Yes. CapCut includes free transitions, and unmarked transitions are the safest choice for free exports. Paid transitions are usually marked with a crown icon. If you use a crown-marked transition on a free account, check the export screen carefully — CapCut may add a watermark, prompt for an upgrade, or restrict that asset depending on your app version and region.
How do I delete a transition in CapCut?
On mobile, tap the transition icon on the timeline, then select "None" from the beginning of the categories list. On desktop, click the transition block on the timeline to select it, then press Delete.
What does "Apply to All" do in CapCut transitions?
Apply to All applies the selected transition style and duration across available cut points in your project. In many builds, it can overwrite existing transition choices, so use it before doing detailed manual transition work.
Can I add a transition inside a single clip in CapCut?

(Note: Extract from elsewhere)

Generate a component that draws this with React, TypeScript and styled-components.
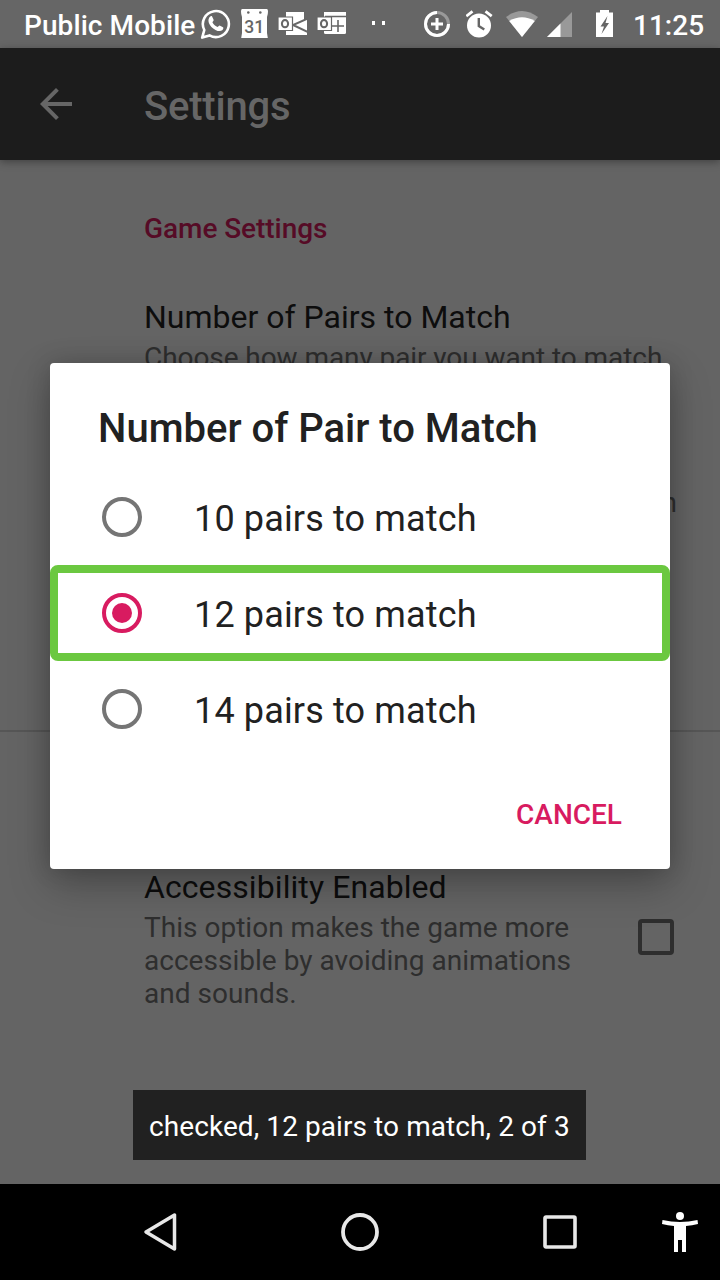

Not directly, but you can split the clip first. On desktop, use Ctrl+B (Cmd+B on Mac) to cut the clip at your playhead position, creating two segments. Then add a transition between those two segments. On mobile, use the Split tool to divide the clip, then tap the join point to add your transition.
Are CapCut transitions different on mobile and desktop?
The basic idea is the same, but the interface and available assets can differ. Mobile uses the white-square transition icon between clips on the timeline. Desktop uses a Transitions panel where you drag effects onto the timeline. Some mobile and web template-based transition effects may not appear natively in the desktop editor, so do not assume every mobile transition exists on desktop too.